In the meantime, other states and countries have made notable progress. In West Bengal, for the longest time, we remained criminally unaware of the excellent literature in Bangla created just across our borders in Bangladesh. But I am very happy to note from author friends that there is a stronger relationship now than even two decades ago and large contingent of authors, publishers, and intellectuals is participating in the Kolkata Book Fair this year.
I remember when Rajiv Gandhi called Kolkata a “dying city” many years ago. It survived producing very many writers, artists, and musicians. It may not be the intellectual capital it once was, but don’t write Kolkata off just yet.
This piece just made my day. You are such a relief. Thank you.
Thanks for reading 🙂
Just because a political party (actually its leader) had barred the entry of Rushdie, or another political bloc had banished Nasreen in the earlier administration, doesn’t make Bengal a centre of bigotry.
It merely shows how afraid the so-called people’s representatives are of the various minority pressure groups.
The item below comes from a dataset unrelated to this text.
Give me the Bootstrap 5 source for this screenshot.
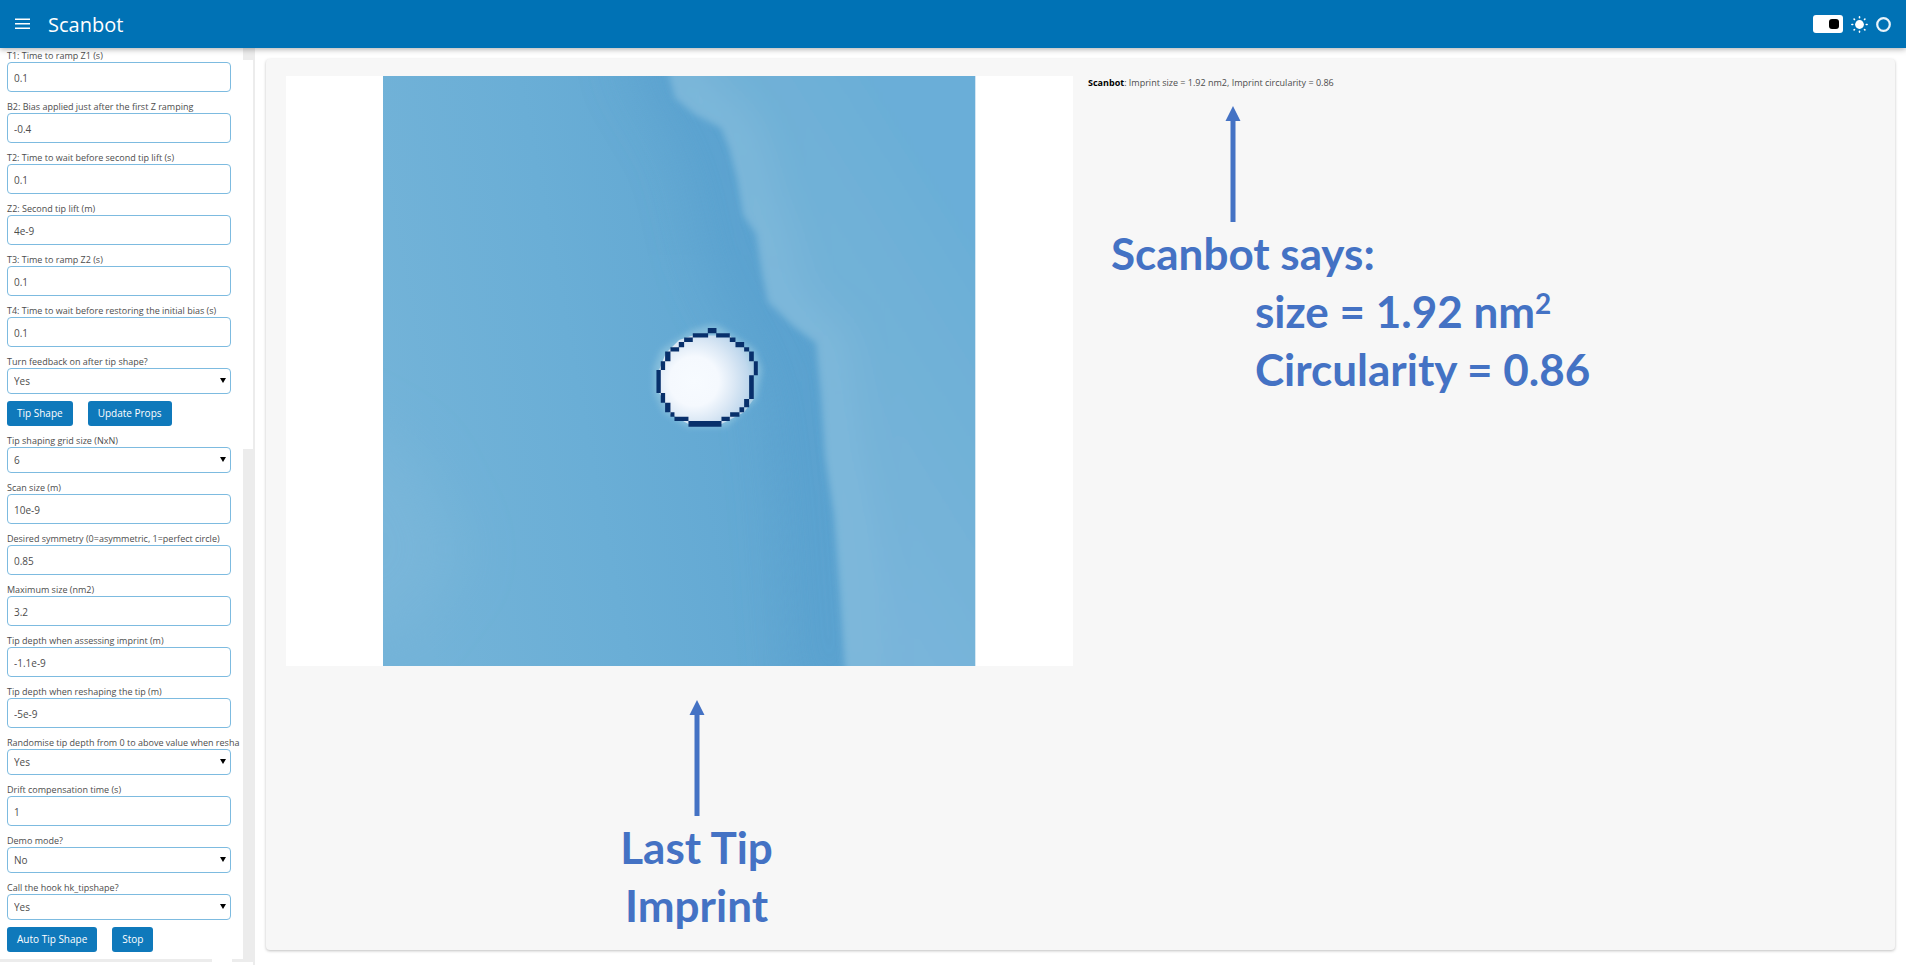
<!DOCTYPE html>
<html lang="en">
<head>
<meta charset="utf-8">
<meta name="viewport" content="width=device-width, initial-scale=1">
<title>Scanbot</title>
<link href="https://cdn.jsdelivr.net/npm/bootstrap@5.3.0/dist/css/bootstrap.min.css" rel="stylesheet">
<style>
  body { font-family: "Open Sans", "Noto Sans", sans-serif; font-size: 10px; color: #4d4d4d; background: #fff; }
  .topbar { height: 47px; background: #0072b5; box-shadow: 0 1px 0 #0072b5, 0 2px 6px rgba(0,0,0,.35); z-index: 2; padding: 1px 15px 0; }
  .topbar .brand-name { font-size: 20px; line-height: 28px; color: #fff; margin-left: 18px; padding-top: 1px; }
  .icon-btn { background: none; border: 0; padding: 0; display: flex; }
  .theme-switch { appearance: none; width: 30px; height: 18px; margin: 0 8px 0 0; border-radius: 3px; background: #fff; display: flex; align-items: center; justify-content: flex-end; padding-right: 4px; }
  .theme-switch::after { content: ""; width: 10px; height: 10px; border-radius: 3px; background: #000; }
  .sidebar { width: 255px; flex: none; border-right: 2px solid #ececec; }
  .props { padding: 0 0 7px 7px; overflow: hidden; }
  .field { margin-top: 6px; }
  .field:first-child { margin-top: 0; }
  .field label { display: block; height: 15px; line-height: 18px; font-size: 9px; white-space: nowrap; }
  .field .form-control, .field .form-select { width: 224px; font-size: 10px; color: #4d4d4d; line-height: 15px; border: 1px solid #7dbbe0; border-radius: 4px; padding: 0 6px; background-color: #fff; }
  .field .form-control { height: 30px; min-height: 0; padding-top: 2px; }
  .field .form-select { height: 26px; background-image: none; appearance: none; }
  .pick { position: relative; width: 224px; }
  .pick svg { position: absolute; right: 5px; top: 10px; pointer-events: none; }
  .actions { margin-top: 7px; gap: 15px; }
  .actions .btn { height: 25px; padding: 0 10px; border: 0; border-radius: 3px; background: #0f79bb; color: #fff; font-size: 10px; font-weight: 500; line-height: 25px; }
  .vtrack { width: 10px; background: #ececec; padding-top: 13px; }
  .vthumb { height: 389px; background: #fff; }
  .htrack { height: 3px; background: #ececec; padding-left: 212px; }
  .hthumb { width: 20px; height: 3px; background: #fff; }
  .board { margin: 12px 11px 15px 11px; padding: 17px 20px 12px; background: #f7f7f7; border-radius: 4px; box-shadow: 0 1px 3px rgba(0,0,0,.25); gap: 15px; }
  .half { flex: 1 1 0; min-width: 0; }
  .plot { aspect-ratio: 788 / 591; background: #fff; }
  .plot svg { height: 100%; }
  .note { font-family: Lato, Carlito, sans-serif; font-weight: 700; font-size: 44px; line-height: 58px; color: #4472c4; margin-top: 2px; }
  .caption-left { margin-top: 34px; padding-left: 34px; }
  .log { font-size: 9px; line-height: 14px; }
  .says { margin-top: 16px; padding-left: 23px; }
  .says svg { margin-left: 114px; }
  .says .inner-note { padding-left: 144px; }
  .says sup { font-size: 28px; line-height: 0; top: 0; vertical-align: 14px; }
</style>
</head>
<body>
<div class="d-flex flex-column min-vh-100">
  <header class="topbar d-flex align-items-center position-relative">
    <button class="icon-btn" type="button" aria-label="Menu">
      <svg width="15" height="12" viewBox="0 0 15 12" fill="#fff"><path d="M0 0.500h15v1.500H0zM0 5h15v1.500H0zM0 9.500h15V11H0z"/></svg>
    </button>
    <span class="brand-name">Scanbot</span>
    <div class="d-flex align-items-center ms-auto">
      <input class="theme-switch" type="checkbox" aria-label="Dark theme">
      <svg width="17" height="17" viewBox="0 0 17 17" fill="#fff"><circle cx="8.500" cy="8.500" r="4.400"/><g stroke="#fff" stroke-width="1.600" stroke-linecap="round"><path d="M8.500 .9v.8M8.500 15.300v.8M.9 8.500h.8M15.300 8.500h.8M3.100 3.100l.4.400M13.500 13.500l.4.400M3.100 13.900l.4-.4M13.500 3.500l.4-.4"/></g></svg>
      <svg class="ms-2" width="15" height="15" viewBox="0 0 15 15"><circle cx="7.500" cy="7.500" r="6.300" fill="none" stroke="#e9f3fa" stroke-width="2.200"/></svg>
    </div>
  </header>
  <div class="d-flex flex-grow-1">
    <aside class="sidebar d-flex flex-column">
      <div class="d-flex">
      <form class="props flex-grow-1">
        <div class="field"><label for="t1">T1: Time to ramp Z1 (s)</label><input class="form-control" id="t1" value="0.1"></div>
        <div class="field"><label for="b2">B2: Bias applied just after the first Z ramping</label><input class="form-control" id="b2" value="-0.4"></div>
        <div class="field"><label for="t2">T2: Time to wait before second tip lift (s)</label><input class="form-control" id="t2" value="0.1"></div>
        <div class="field"><label for="z2">Z2: Second tip lift (m)</label><input class="form-control" id="z2" value="4e-9"></div>
        <div class="field"><label for="t3">T3: Time to ramp Z2 (s)</label><input class="form-control" id="t3" value="0.1"></div>
        <div class="field"><label for="t4">T4: Time to wait before restoring the initial bias (s)</label><input class="form-control" id="t4" value="0.1"></div>
        <div class="field"><label for="fb">Turn feedback on after tip shape?</label><div class="pick"><select class="form-select" id="fb"><option>Yes</option><option>No</option></select><svg width="6" height="5"><path d="M0 0h6L3 5z"/></svg></div></div>
        <div class="actions d-flex"><button class="btn" type="button">Tip Shape</button><button class="btn" type="button">Update Props</button></div>
        <div class="field"><label for="grid">Tip shaping grid size (NxN)</label><div class="pick"><select class="form-select" id="grid"><option>6</option></select><svg width="6" height="5"><path d="M0 0h6L3 5z"/></svg></div></div>
        <div class="field"><label for="scan">Scan size (m)</label><input class="form-control" id="scan" value="10e-9"></div>
        <div class="field"><label for="sym">Desired symmetry (0=asymmetric, 1=perfect circle)</label><input class="form-control" id="sym" value="0.85"></div>
        <div class="field"><label for="max">Maximum size (nm2)</label><input class="form-control" id="max" value="3.2"></div>
        <div class="field"><label for="depth">Tip depth when assessing imprint (m)</label><input class="form-control" id="depth" value="-1.1e-9"></div>
        <div class="field"><label for="reshape">Tip depth when reshaping the tip (m)</label><input class="form-control" id="reshape" value="-5e-9"></div>
        <div class="field"><label for="rand">Randomise tip depth from 0 to above value when resha</label><div class="pick"><select class="form-select" id="rand"><option>Yes</option><option>No</option></select><svg width="6" height="5"><path d="M0 0h6L3 5z"/></svg></div></div>
        <div class="field"><label for="drift">Drift compensation time (s)</label><input class="form-control" id="drift" value="1"></div>
        <div class="field"><label for="demo">Demo mode?</label><div class="pick"><select class="form-select" id="demo"><option>No</option><option>Yes</option></select><svg width="6" height="5"><path d="M0 0h6L3 5z"/></svg></div></div>
        <div class="field"><label for="hook">Call the hook hk_tipshape?</label><div class="pick"><select class="form-select" id="hook"><option>Yes</option><option>No</option></select><svg width="6" height="5"><path d="M0 0h6L3 5z"/></svg></div></div>
        <div class="actions d-flex"><button class="btn" type="button">Auto Tip Shape</button><button class="btn" type="button">Stop</button></div>
      </form>
      <div class="vtrack flex-shrink-0"><div class="vthumb"></div></div>
      </div>
      <div class="htrack"><div class="hthumb"></div></div>
    </aside>
    <main class="board d-flex flex-grow-1">
      <section class="half">
        <div class="plot d-flex justify-content-center">
          <svg viewBox="0 0 592 590" role="img" aria-label="Last tip imprint">
            <defs>
              <linearGradient id="low" x1="0" y1=".55" x2=".8" y2=".4"><stop offset="0" stop-color="#73b3d8"/><stop offset=".4" stop-color="#6aaed6"/><stop offset="1" stop-color="#5ca3d0"/></linearGradient>
              <linearGradient id="high" gradientUnits="userSpaceOnUse" x1="380" y1="330" x2="620" y2="180"><stop offset="0" stop-color="#79b5da"/><stop offset=".6" stop-color="#70b1d7"/><stop offset="1" stop-color="#6aaed8"/></linearGradient>
              <radialGradient id="tip" gradientUnits="userSpaceOnUse" cx="165" cy="212" r="185"><stop offset="0" stop-color="#f7fbff"/><stop offset=".4" stop-color="#f5f9fe"/><stop offset=".65" stop-color="#dbe8f5"/><stop offset=".88" stop-color="#c0d8ed"/><stop offset="1" stop-color="#a6cde3"/></radialGradient>
              <filter id="edge"><feGaussianBlur stdDeviation="3"/></filter>
              <filter id="glow" x="-30%" width="160%"><feGaussianBlur stdDeviation="18"/></filter>
              <filter id="wide" x="-50%" y="-50%" width="200%" height="200%"><feGaussianBlur stdDeviation="28"/></filter>
              <filter id="halo" x="-20%" y="-20%" width="140%" height="140%"><feGaussianBlur stdDeviation="9"/></filter>
              <clipPath id="frame"><path d="M0 0h592v590H0z"/></clipPath>
            </defs>
            <g clip-path="url(#frame)">
              <path fill="url(#low)" d="M0 0h592v590H0z"/>
              <path fill="#7bb7da" opacity=".7" filter="url(#wide)" d="M-60 330L30 380 80 480 20 560H-60z"/>
              <path fill="none" stroke="#579fce" stroke-width="60" opacity=".7" filter="url(#wide)" d="M270-40L335 70 360 180 420 290 435 420 450 630"/>
              <g filter="url(#edge)">
                <clipPath id="terrace"><path d="M286-20V0L292 22 311 38 338 52 346 72 354 103 360 139 373 158 379 198 385 226 410 250 433 267 438 320 442 380 451 439 457 518 463 610H640V-20z"/></clipPath>
                <g clip-path="url(#terrace)">
                  <path fill="url(#high)" d="M240-20h400v640H240z"/>
                  <path fill="none" stroke="#80b9da" stroke-width="40" opacity=".8" filter="url(#glow)" d="M299-20V0L306 18 350 48 360 72 368 103 374 139 386 158 392 198 398 226 423 250 446 267 451 320 455 380 464 439 470 518 476 610"/>
                </g>
              </g>
              <g transform="translate(256 234.500) scale(.3333)">
                <path fill="#8cc2de" opacity=".85" filter="url(#halo)" d="M206 45h30l110 72 22 60-18 90-90 82H145l-72-45-28-60V170l22-52 90-58z"/>
                <path fill="url(#tip)" d="M161 75h111l17 18 41 30 22 40-8 32v70l-29 40-68 35H148l-54-30-16-34-18-30v-68l20-50 40-40z"/>
                <path fill="#08306b" d="M206 52h26v16h-26zM161 68h46v13h-46zM231 68h41v13h-41zM135 81h26v13h-26zM272 81h17v13h-17zM119 94h16v16h-16zM289 94h26v16h-26zM94 110h26v13H94zM315 110h15v13h-15zM78 123h16v29H78zM330 123h14v29h-14zM65 152h13v26H65zM344 152h12v42h-12zM52 178h13v69H52zM330 194h14v71h-14zM65 247h13v29H65zM315 265h15v25h-15zM78 276h16v29H78zM301 290h14v15h-14zM94 305h12v13H94zM273 305h28v13h-28zM106 318h42v13h-42zM247 318h25v13h-25zM148 331h99v17h-99z"/>
              </g>
            </g>
          </svg>
        </div>
        <div class="caption-left text-center">
          <svg class="d-block mx-auto" width="16" height="116" viewBox="0 0 16 116" fill="#4472c4"><path d="M8 0l7.500 15h-5v101h-5V15h-5z"/></svg>
          <div class="note">Last Tip<br>Imprint</div>
        </div>
      </section>
      <section class="half">
        <div class="log"><b class="text-black">Scanbot</b>: Imprint size = 1.92 nm2, Imprint circularity = 0.86</div>
        <div class="says">
          <svg class="d-block" width="16" height="116" viewBox="0 0 16 116" fill="#4472c4"><path d="M8 0l7.500 15h-5v101h-5V15h-5z"/></svg>
          <div class="note">Scanbot says:<div class="inner-note">size = 1.92 nm<sup>2</sup><br>Circularity = 0.86</div></div>
        </div>
      </section>
    </main>
  </div>
</div>
<script src="https://cdn.jsdelivr.net/npm/bootstrap@5.3.0/dist/js/bootstrap.bundle.min.js"></script>
</body>
</html>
It also shows how helpless the police force is in providing security to Taslima, Rushdie, Rezwanur, the Park Street lady and various other citizens and visitors.
And, of course, most of the malicious gossips against Pashchimbanga and its ruling caucus doing their ubiquitous rounds are figments of your imagination and mine and that’s what the media thrive on.
The moral of it all is that we are singularly inept at electing the right kind of party to power. Is there any such party in Pashchimbanga, anyway? That we survive still well beyond the oft-quoted 34 years and the impatient 19 months IS A MIRACLE INDEED!
[Funny, there is no smiley for ‘tongue-in-cheek’!!!]
We’ve missed you on Twitter! I hope you’ve been well.
Thank you for this well-thought-out analysis. I’m glad you mentioned Rezwanur. Just goes to show that the police is an equal-opportunity helpless force.
Were they under pressure from any Muslim groups to ban Rushdie?